What Custom Software Gives You That Spreadsheets Cannot

The decision to replace spreadsheets with custom software is ultimately about resolving operational pain that spreadsheets are structurally incapable of addressing.

  • Role-based access and permissions: Custom software lets you control who sees what, who can edit what, and who can approve what. Spreadsheets offer little meaningful access control.
  • Automated workflows: Tasks that currently require manual handoffs, email reminders, or someone remembering to update a sheet can be automated. When one step completes, the next triggers automatically. This reduces delays, eliminates forgotten steps, and frees your team from chasing the process.
  • Audit trails and compliance-ready logging: Every action is recorded: Who did what, when, and what changed. For regulated industries or businesses preparing for audit, this is a baseline requirement.
  • Integrations with existing systems: Custom software connects to your CRM, finance tools, payment systems, communications platforms, and anything else your business runs on. Data flows between systems automatically, eliminating the manual re-entry that creates errors and wastes time.
  • Scalability: Spreadsheets degrade as data volume and user numbers grow. Performance slows, complexity increases, and the risk of errors rises in proportion. Custom software is built to handle growth without degrading.
  • Dashboards and live reporting: Instead of assembling reports manually from multiple sources, custom software delivers dashboards built on live, reliable data. Decision-makers get accurate information when they need it, without waiting for someone to compile it.

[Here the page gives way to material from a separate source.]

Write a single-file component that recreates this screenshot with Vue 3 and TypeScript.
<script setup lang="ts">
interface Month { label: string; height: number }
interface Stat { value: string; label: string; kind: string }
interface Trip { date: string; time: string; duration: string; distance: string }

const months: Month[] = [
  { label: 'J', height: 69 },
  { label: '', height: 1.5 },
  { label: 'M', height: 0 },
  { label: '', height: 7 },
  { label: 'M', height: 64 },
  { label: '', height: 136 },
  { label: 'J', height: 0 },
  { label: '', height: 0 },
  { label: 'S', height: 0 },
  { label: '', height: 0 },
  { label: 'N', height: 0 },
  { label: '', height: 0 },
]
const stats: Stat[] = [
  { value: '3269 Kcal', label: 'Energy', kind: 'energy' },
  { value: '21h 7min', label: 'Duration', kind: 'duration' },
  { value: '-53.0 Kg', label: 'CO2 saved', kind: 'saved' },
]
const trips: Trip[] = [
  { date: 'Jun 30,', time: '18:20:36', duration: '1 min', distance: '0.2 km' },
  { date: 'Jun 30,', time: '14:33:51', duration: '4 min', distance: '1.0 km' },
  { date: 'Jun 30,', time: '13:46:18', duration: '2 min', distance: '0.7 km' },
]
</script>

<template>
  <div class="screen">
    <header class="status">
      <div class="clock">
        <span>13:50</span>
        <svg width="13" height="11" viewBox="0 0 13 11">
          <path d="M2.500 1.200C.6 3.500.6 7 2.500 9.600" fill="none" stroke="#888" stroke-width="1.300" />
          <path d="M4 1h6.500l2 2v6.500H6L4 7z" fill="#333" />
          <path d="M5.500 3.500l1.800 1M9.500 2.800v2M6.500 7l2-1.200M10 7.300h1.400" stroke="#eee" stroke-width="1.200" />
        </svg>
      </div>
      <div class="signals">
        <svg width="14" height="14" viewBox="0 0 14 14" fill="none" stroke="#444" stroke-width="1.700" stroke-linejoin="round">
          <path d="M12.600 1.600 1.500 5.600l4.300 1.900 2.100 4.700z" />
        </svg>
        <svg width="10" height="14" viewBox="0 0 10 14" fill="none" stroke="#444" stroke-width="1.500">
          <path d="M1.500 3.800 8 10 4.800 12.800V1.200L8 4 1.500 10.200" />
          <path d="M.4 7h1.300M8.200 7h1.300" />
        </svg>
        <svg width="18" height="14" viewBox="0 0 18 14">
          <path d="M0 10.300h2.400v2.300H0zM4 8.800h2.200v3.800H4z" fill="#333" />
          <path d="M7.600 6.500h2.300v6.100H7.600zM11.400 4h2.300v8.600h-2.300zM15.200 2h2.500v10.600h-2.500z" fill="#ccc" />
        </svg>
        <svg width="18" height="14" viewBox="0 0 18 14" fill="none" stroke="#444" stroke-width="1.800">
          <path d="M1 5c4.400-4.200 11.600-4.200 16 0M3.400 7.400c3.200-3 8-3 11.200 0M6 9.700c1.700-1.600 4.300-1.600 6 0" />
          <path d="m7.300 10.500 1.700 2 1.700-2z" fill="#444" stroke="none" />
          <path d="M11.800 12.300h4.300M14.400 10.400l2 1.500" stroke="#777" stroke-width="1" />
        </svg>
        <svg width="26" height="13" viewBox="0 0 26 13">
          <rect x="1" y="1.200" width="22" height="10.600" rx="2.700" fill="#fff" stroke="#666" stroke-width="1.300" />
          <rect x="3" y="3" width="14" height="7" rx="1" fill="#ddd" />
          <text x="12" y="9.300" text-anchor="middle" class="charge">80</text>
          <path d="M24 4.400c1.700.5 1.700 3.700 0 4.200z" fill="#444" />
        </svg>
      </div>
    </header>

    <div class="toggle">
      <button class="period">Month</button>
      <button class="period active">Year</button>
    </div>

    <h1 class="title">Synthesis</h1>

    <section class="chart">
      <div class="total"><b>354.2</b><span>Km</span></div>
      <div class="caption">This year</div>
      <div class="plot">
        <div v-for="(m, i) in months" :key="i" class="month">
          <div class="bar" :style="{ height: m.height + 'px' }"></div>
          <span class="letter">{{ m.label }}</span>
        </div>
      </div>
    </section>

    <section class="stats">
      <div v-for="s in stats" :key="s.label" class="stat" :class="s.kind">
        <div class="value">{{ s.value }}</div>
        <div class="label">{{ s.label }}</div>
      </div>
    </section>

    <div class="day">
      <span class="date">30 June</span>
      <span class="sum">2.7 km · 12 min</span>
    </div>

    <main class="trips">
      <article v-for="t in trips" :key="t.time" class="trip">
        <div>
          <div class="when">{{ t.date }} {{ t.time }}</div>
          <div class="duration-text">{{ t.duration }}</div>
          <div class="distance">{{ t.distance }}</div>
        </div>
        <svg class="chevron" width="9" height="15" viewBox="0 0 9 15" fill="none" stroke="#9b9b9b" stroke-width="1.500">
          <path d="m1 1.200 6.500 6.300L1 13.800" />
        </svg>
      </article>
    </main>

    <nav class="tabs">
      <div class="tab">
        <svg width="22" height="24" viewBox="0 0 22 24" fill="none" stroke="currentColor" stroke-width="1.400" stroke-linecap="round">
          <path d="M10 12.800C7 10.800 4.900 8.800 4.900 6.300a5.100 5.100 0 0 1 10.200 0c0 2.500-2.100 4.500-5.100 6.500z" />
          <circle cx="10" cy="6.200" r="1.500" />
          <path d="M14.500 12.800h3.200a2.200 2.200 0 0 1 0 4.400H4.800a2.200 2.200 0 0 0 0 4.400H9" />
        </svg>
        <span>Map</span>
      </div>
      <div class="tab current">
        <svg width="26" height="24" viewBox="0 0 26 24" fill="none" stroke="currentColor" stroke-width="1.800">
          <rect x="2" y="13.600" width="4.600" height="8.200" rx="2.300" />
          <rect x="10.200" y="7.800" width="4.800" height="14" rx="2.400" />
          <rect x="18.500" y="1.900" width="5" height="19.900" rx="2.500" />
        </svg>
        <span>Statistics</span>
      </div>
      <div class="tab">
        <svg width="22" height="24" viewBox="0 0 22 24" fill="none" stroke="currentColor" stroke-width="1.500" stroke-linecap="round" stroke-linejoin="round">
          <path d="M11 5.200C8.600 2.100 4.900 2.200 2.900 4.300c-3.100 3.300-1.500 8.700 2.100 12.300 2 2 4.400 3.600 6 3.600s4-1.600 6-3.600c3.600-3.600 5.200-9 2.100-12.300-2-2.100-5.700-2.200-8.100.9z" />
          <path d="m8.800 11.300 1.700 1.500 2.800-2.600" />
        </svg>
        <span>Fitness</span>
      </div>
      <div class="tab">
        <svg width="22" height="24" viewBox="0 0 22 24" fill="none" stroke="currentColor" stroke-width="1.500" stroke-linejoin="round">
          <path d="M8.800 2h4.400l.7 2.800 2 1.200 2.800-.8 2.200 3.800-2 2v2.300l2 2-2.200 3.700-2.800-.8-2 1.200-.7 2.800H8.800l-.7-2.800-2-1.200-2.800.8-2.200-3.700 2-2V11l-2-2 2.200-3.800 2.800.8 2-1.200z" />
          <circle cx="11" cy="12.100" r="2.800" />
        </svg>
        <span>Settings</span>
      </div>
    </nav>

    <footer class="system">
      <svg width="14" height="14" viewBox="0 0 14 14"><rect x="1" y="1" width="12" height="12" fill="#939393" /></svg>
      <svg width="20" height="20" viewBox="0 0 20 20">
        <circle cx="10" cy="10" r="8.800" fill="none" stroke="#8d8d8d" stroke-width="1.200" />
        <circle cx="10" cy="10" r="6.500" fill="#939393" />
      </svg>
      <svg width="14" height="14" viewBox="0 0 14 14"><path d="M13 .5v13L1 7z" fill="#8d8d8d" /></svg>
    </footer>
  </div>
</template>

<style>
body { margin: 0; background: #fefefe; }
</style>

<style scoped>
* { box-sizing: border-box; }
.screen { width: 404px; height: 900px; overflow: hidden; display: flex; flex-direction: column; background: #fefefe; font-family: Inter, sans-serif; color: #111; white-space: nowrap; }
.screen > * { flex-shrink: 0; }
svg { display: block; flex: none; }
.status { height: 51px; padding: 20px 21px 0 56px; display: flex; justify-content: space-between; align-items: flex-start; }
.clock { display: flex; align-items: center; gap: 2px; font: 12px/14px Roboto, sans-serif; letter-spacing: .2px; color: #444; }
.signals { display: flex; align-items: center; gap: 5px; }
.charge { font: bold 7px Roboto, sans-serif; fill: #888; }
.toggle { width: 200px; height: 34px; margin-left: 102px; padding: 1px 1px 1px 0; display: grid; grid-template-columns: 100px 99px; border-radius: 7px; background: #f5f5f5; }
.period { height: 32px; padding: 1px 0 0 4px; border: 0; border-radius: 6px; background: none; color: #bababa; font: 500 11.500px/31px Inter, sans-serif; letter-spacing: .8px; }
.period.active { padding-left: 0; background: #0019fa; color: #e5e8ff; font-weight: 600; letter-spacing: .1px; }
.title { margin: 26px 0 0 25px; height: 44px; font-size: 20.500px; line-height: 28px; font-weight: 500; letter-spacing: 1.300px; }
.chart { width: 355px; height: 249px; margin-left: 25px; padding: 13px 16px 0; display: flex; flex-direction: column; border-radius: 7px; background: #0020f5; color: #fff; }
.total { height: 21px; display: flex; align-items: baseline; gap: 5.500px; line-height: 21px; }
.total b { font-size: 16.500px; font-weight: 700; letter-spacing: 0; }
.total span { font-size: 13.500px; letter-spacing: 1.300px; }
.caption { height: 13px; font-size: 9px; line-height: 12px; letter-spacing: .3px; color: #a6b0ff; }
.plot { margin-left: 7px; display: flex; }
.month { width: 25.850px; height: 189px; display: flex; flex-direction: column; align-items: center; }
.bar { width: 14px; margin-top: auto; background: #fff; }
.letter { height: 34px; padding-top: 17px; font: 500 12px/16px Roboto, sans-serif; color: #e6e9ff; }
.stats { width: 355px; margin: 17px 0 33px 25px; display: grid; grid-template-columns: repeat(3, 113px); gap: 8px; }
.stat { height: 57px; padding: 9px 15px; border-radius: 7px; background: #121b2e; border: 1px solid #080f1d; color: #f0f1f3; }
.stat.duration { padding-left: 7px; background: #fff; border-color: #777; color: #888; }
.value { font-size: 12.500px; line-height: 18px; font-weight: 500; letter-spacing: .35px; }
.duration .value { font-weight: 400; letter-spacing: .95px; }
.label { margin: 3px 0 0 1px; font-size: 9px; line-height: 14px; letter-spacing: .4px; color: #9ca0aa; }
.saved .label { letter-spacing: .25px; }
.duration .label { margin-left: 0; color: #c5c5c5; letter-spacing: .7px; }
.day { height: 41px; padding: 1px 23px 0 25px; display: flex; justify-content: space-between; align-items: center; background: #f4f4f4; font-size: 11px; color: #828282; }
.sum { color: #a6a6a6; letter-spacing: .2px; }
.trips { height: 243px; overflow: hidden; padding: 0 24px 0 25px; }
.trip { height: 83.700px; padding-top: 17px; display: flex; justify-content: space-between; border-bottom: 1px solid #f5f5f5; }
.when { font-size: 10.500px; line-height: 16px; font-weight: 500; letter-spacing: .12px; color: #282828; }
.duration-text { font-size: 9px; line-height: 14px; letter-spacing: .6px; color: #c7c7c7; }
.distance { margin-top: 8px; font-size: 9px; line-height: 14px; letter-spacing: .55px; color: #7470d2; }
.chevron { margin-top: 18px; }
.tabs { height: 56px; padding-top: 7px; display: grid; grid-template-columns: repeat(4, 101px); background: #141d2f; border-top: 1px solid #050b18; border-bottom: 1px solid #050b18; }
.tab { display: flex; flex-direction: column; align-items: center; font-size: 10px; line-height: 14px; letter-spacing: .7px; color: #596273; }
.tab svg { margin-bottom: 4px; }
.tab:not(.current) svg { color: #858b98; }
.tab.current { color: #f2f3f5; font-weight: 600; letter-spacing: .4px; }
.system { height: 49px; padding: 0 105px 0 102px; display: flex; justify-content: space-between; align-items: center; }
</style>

What the Transition from Spreadsheets to Software Looks Like

replace spreadsheets with custom software

The transition is not a big-bang replacement. Attempting to rebuild everything at once is expensive, risky, and unnecessary. A phased approach is more practical and delivers value faster.

  • Process mapping and prioritisation: Start by identifying which spreadsheet-driven processes cause the most pain, carry the most risk, or consume the most time. Not every process needs to move at once. Focus on the one where the impact will be most immediate and measurable.
  • Discovery and scope framing: Before any code is written, the workflow needs to be understood properly: What the process does, who uses it, what data it handles, what systems it connects to, and what success looks like. This phase prevents costly misalignment later.
  • Phased build and early delivery: The first version of the software should address the core workflow and be usable quickly. Subsequent phases add features, integrations, and refinements based on real usage and feedback. This approach manages risk and ensures the software reflects how your team actually works, not how someone imagined they would.
  • Data migration: Existing data in spreadsheets needs to be cleaned, validated, and migrated into the new system. This is often more complex than expected, particularly when data formats are inconsistent or records are incomplete. Planning for it early avoids delays at launch.
  • User adoption: The best software fails if teams do not use it. Training, onboarding support, and a clear explanation of why the change is happening all matter. So does designing software that is genuinely easier to use than the spreadsheet it replaces.
  • Iteration: After launch, the software improves based on real-world performance and evolving business needs. This is not a one-off project. It is an ongoing capability that gets better over time.

Businesses that replace spreadsheets with custom software using this phased model see results faster and avoid the common pitfalls of over-scoped, under-delivered technology projects.

Move Beyond Spreadsheets With Confidence

Xanda helps businesses replace spreadsheets with custom software that is secure, scalable, and built around the workflows that matter most. With over 27 years of experience delivering operational platforms for government, regulated organisations, and ambitious SMEs, we build what we recommend and support what we build.

If you are managing critical operations in spreadsheets and know it is time to move forward, book a free consultation to discuss your project.

FAQs

1. When Should a Business Replace Spreadsheets with Custom Software?

The clearest signal is when spreadsheets are creating more problems than they solve: Version conflicts, manual data entry across disconnected files, reporting that takes hours, business logic only one person understands, and compliance gaps that put the organisation at risk. When a process is repeated frequently, involves multiple users, handles sensitive data, or feeds into high-stakes decisions, it has outgrown what spreadsheets can reliably support.

2. How Much Does Custom Software Cost Compared to Spreadsheets?

Spreadsheets appear free, but the hidden costs are significant: Staff time spent on manual data handling, errors that lead to poor decisions, rework caused by version conflicts, and compliance exposure. Custom software requires upfront investment, but the return comes through reduced manual effort, fewer errors, faster reporting, and the ability to scale operations without adding headcount in proportion. Costs depend on scope and complexity, which is why a phased approach helps manage investment against measurable results.

3. How Long Does It Take to Build Custom Software to Replace Manual Processes?

A first working version addressing the highest-priority workflow can typically be delivered within weeks, not months. From there, the software expands in phased cycles. The timeline depends on the complexity of the process, the number of integrations required, and the state of existing data. A clear discovery phase at the start gives you a realistic timeline before any build commitment.

4. Can Custom Software Integrate with the Tools We Already Use?

Yes. Custom software is built to connect with your existing systems, including CRM, finance, payments, communications, and document management platforms. API integrations allow data to flow between systems automatically, eliminating the manual re-entry that spreadsheets require. The integration landscape is assessed during discovery to ensure the solution fits your existing technology stack.

5. What Happens to Our Existing Data When We Switch from Spreadsheets?

Existing data is cleaned, validated, and migrated into the new system as part of the transition. This process accounts for inconsistent formats, incomplete records, and duplicate entries. Data migration is planned and tested before launch to ensure accuracy and continuity. Your historical data is preserved and becomes more useful inside a system designed to manage it properly.